Lines of data

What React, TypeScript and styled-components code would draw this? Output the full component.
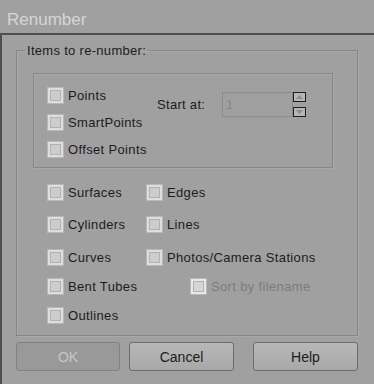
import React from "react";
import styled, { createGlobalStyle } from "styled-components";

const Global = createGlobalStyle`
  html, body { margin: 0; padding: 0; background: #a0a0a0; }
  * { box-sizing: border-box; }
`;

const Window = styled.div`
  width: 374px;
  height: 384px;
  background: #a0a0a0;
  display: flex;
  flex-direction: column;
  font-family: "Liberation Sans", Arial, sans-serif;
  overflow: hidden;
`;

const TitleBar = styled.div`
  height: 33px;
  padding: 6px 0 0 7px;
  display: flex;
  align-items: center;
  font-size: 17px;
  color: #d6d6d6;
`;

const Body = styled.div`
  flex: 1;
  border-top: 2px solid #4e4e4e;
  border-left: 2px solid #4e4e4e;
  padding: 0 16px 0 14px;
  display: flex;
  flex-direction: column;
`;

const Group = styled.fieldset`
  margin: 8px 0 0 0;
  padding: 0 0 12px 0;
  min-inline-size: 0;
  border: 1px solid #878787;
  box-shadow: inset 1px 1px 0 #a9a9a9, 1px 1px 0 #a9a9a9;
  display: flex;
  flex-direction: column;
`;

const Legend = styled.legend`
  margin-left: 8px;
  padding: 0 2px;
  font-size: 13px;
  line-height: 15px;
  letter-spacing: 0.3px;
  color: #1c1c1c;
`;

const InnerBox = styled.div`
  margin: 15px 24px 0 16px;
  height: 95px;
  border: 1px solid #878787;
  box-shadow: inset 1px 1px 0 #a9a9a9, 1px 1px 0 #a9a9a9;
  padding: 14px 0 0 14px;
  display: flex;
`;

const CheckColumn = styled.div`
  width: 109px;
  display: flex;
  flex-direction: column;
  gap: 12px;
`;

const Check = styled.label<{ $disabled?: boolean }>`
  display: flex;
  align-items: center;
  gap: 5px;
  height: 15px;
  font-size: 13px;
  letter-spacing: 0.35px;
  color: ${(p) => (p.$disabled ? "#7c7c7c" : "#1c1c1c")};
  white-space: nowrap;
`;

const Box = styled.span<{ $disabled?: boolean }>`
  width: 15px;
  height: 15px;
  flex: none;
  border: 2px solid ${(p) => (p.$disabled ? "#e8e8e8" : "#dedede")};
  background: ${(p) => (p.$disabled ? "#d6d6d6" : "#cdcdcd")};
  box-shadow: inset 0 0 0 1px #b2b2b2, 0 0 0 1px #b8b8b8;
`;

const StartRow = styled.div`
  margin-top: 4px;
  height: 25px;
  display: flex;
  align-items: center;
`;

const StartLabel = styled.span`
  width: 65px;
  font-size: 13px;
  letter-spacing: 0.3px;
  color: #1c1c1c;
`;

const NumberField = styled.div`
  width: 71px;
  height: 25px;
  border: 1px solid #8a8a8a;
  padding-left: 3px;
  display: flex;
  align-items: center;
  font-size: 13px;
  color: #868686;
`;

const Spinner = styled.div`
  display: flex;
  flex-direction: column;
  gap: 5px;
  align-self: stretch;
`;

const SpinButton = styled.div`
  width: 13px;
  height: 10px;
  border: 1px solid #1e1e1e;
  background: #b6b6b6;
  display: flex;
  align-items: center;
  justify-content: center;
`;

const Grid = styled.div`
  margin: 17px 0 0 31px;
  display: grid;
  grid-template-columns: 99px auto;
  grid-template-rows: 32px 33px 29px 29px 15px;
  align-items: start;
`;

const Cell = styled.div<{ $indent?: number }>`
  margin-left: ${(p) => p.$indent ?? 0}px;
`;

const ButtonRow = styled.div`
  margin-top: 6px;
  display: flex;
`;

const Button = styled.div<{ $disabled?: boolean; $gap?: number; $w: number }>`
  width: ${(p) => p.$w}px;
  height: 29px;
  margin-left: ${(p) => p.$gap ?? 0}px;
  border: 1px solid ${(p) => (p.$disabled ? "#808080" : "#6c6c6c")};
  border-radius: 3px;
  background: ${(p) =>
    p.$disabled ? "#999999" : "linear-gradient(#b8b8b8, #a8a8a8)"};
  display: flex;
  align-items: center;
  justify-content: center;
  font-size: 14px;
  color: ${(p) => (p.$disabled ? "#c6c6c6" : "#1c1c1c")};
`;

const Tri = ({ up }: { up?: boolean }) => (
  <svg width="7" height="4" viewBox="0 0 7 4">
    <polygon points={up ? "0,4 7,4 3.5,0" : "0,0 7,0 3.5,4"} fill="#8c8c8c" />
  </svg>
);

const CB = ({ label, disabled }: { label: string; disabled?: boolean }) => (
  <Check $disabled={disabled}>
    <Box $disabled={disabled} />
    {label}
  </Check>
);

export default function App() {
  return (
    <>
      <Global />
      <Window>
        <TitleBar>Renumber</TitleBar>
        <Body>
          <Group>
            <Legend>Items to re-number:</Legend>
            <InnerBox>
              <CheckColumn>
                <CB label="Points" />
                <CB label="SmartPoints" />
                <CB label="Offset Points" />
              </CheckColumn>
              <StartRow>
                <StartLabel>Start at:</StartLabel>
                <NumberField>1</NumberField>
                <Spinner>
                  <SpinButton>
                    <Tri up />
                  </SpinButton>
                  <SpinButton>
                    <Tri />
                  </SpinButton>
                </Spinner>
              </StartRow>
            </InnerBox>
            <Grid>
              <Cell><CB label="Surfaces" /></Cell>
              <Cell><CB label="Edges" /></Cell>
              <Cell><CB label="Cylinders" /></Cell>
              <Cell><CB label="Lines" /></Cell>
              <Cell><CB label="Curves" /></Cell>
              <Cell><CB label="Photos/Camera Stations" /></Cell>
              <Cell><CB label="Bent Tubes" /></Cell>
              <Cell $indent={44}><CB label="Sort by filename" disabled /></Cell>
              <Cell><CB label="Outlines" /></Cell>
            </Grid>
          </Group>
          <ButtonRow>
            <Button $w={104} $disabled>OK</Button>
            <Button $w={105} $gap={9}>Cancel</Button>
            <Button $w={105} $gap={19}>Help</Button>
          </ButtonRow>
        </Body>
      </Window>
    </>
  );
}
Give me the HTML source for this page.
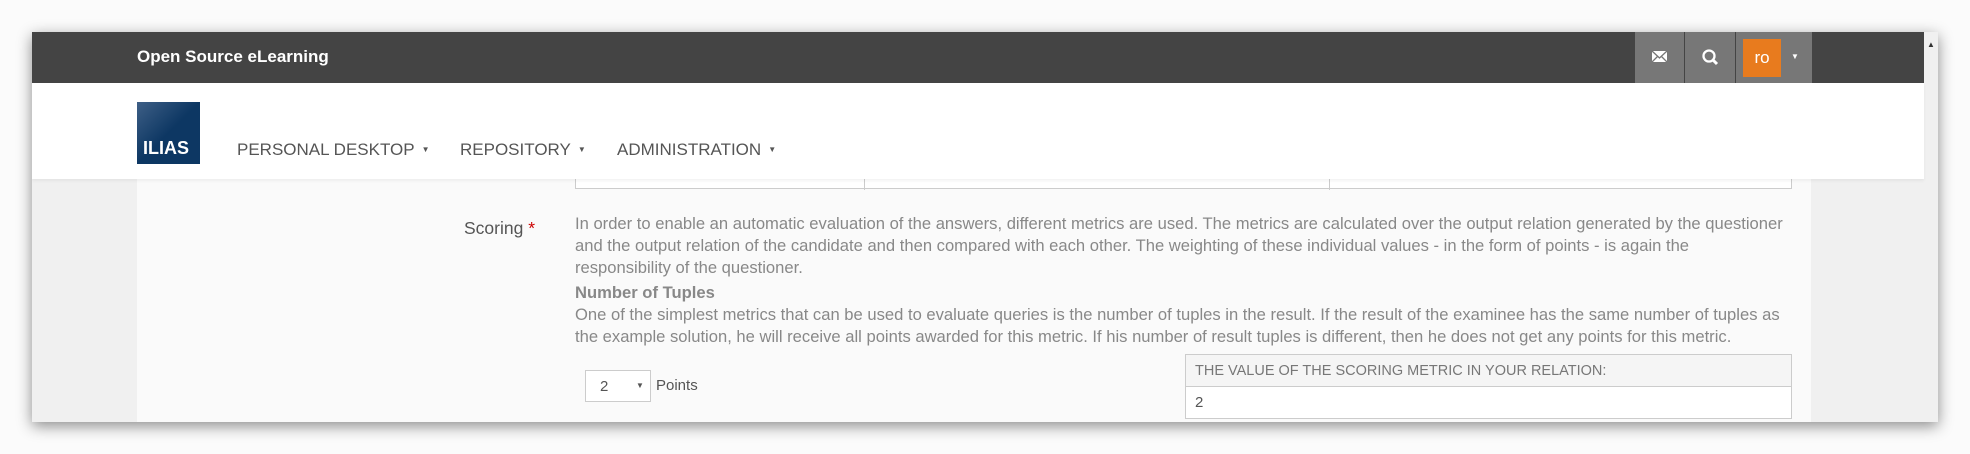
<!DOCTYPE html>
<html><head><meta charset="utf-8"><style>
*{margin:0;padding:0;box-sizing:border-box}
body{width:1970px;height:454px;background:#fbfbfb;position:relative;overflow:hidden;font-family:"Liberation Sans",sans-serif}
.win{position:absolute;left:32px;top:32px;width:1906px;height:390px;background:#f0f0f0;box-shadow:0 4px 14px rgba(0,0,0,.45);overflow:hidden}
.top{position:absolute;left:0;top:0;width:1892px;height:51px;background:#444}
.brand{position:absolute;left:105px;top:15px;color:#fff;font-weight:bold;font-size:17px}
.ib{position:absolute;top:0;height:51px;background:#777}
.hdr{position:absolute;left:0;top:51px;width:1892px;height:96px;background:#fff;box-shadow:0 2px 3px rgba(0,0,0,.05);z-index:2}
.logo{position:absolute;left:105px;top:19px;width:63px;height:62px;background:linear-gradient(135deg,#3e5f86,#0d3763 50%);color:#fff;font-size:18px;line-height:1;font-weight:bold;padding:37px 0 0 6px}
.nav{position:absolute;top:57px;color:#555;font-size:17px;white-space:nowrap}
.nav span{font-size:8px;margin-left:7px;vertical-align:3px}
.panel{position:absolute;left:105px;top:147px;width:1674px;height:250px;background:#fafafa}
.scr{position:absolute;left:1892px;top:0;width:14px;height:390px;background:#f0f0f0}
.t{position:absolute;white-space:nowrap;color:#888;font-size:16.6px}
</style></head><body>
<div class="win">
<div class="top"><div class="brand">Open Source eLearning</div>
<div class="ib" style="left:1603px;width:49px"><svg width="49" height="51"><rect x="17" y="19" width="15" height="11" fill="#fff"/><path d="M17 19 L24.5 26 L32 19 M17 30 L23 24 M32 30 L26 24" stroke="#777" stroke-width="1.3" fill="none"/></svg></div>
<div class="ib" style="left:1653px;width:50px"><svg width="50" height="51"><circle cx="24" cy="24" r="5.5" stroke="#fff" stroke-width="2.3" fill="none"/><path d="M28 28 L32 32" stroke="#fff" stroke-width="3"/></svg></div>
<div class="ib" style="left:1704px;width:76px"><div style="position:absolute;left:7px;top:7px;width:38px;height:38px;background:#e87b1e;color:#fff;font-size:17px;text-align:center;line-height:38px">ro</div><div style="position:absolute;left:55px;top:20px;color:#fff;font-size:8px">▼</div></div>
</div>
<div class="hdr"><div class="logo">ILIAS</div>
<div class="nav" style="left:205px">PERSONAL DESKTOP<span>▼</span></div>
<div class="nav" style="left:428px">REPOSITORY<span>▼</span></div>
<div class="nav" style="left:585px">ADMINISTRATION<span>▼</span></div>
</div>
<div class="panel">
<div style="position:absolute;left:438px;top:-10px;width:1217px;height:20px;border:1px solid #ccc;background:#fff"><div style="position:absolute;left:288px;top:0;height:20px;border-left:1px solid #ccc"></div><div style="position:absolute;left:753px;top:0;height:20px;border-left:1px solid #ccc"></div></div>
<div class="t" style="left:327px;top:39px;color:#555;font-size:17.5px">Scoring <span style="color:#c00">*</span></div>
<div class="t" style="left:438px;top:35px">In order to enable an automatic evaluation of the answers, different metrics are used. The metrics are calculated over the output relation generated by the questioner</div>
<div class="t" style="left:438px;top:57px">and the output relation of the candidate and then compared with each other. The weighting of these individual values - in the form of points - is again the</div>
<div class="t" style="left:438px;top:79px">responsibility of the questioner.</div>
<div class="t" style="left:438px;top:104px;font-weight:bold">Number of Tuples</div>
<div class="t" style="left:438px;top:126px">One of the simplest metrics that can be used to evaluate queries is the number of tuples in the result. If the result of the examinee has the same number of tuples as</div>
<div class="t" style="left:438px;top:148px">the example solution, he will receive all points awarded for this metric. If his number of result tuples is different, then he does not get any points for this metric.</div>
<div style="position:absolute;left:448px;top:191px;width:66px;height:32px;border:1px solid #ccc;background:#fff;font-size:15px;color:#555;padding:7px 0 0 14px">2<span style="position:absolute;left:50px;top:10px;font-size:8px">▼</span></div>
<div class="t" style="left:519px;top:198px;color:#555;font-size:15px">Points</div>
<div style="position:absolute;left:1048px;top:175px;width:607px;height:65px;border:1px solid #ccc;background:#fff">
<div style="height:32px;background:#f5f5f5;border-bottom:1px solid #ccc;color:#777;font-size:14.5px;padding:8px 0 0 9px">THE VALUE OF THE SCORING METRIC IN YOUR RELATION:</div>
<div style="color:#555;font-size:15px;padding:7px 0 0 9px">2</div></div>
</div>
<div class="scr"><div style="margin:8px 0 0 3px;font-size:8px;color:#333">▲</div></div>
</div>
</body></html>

▶ **Written request**
Among the entries above, identify all lines with "this" and copy them.

▶ **Full answer**
What React, TypeScript and styled-components code would draw this? Output the full component.
Give me the HTML source for this page.
<div class="t" style="left:438px;top:148px">the example solution, he will receive all points awarded for this metric. If his number of result tuples is different, then he does not get any points for this metric.</div>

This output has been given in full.